By Darby Turnbull
Shortly after their very fine revival of Beyond the Neck Theatreworks returns to Tom Holloway’s oeuvre with his 2008 play Red Sky Morning, which will also tour regional Victoria.
Through interconnected, verse-like monologues, Holloway the undercurrents of violence simmering behind the facades of unassuming ‘ordinary’ Australians. This time the violence is turned inward as each character will idealise an act of annihilation; to the self, the body or property. They’re equally incapable of reaching each other; their desolation makes the balm as inaccessible as the destruction. Isolated not just within their own family, but in their country town where everybody knows everybody and your foibles are on display for all to see. As he did in Beyond the Neck, Holloway vividly captures the rot at the core of Australian Suburban values; they’ve done their part; they have the business, the house, the kid; they’re living the dream, so why are they so miserable? Is it the toll they have to pay for the violence their lives are built on?
Father (Alpha Kargbo), mother (Emma Choy) and daughter (Izabella Day) are all occupying the same house; disassociated from each other; but not enough to desire that they weren’t. The man is suicidally depressed, the woman is an alcoholic, and their daughter is absorbing their pain whilst also trying to navigate her own adolescence. Holloway’s lacerating prose is embodied by three exceptional performers who deliver their wrought testimonials like they have to be forced out of them, like a back-alley operation without an anaesthetic.
Director Lyall Brooks (assisted by Seon Williams) stages the piece with forensic stasis, building upon the texts’ frequent references to dreams, the production evokes a symbiotic nightmare with the actor’s bodies and movement frequently acting in opposition to the banality of their actions. It’s a choice that makes for some striking images, such as the climax when they seemingly lose bodily autonomy and have to hold on to the set for dear life. Harry Gill’s stark, narrow platform, divided by metal poles is very effective at containing the characters and builds tension as they prowl around each other in close proximity; though it does occasionally feel like they’re in a suburban pole dancing studio. Sidney Younger (Lighting) and Jack Burmeister (Sound and Composition), as usual do stellar work. There’s a relentlessness to the soundscape and lighting changes that speaks to the myopic grimness of the character’s existence as their senses are constantly assaulted. Special shout out to the nimbleness of Operator and Stage Manager Jade Hibbert who facilitates the pace and tone with aplomb.

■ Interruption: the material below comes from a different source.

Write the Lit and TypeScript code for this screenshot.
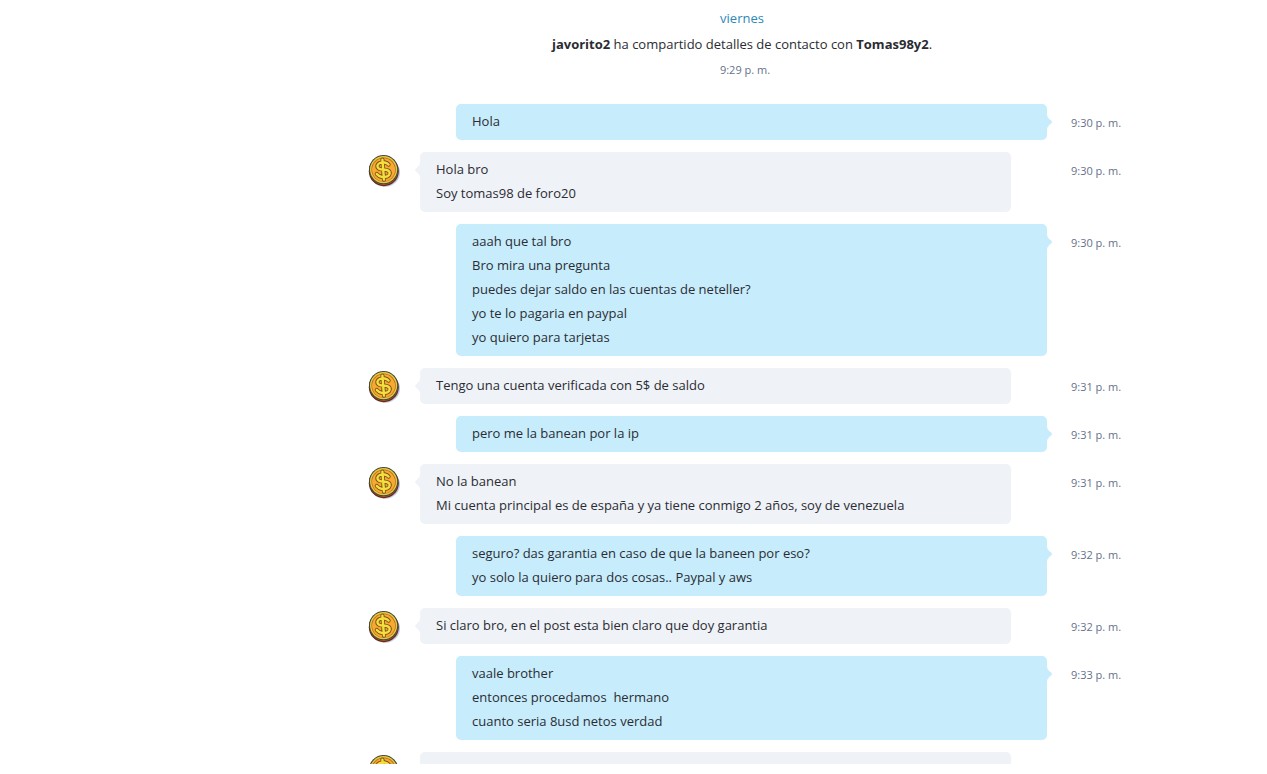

Alpha Kargbo is astonishingly raw as the Man, already exposed when the audience enters the theatre, he seems to keep shedding layers of emotional skin. He makes his characters essential decency and gentleness palpably sit in opposition to the ways his mind and body are turning on him. He’s one of the purest demonstrations of Brook’s concept, physically manifesting the subtext he’s trying so desperately to conceal, at times it looks like he’s being torn apart from the inside but he’s also able to hold space for the intimacy of the prose.
The always splendid Emma Choy lets the gravity of the Woman’s anguish fester; her shame and self-disgust both enabled and numbed by her increasing reliance on the beer she medicates herself with throughout the day. Choy’s thoughtful, calibrated performance endows her character with a dignity that is denied her within the context of the play, where she’s humiliated in the eyes of her child, community and herself.
Last year Izabella Day gave a superb study in adolescent female rage in the excellent Refined by Katy Warner, and she nails the assignment again as the unwilling witness to human forces larger than she can understand or control. There’s a lovely sense of her being unformed and huge emotions flowing into the parts of her still developing to hibernate before they’re ready (are they ever?). Whilst her parents are more broken down, Day shows a young woman still coming to terms with her capacity to wound and be wounded.
I’m very curious to see how this triptych portrait of regional life translates when it tours Victoria. The isolationist attitudes within our communities (and families) have only grown after the outbreak of Covid and Holloway’s play offers some confronting perspectives into the effects of letting an attitude silence inadvertently infect the home and the relationships within.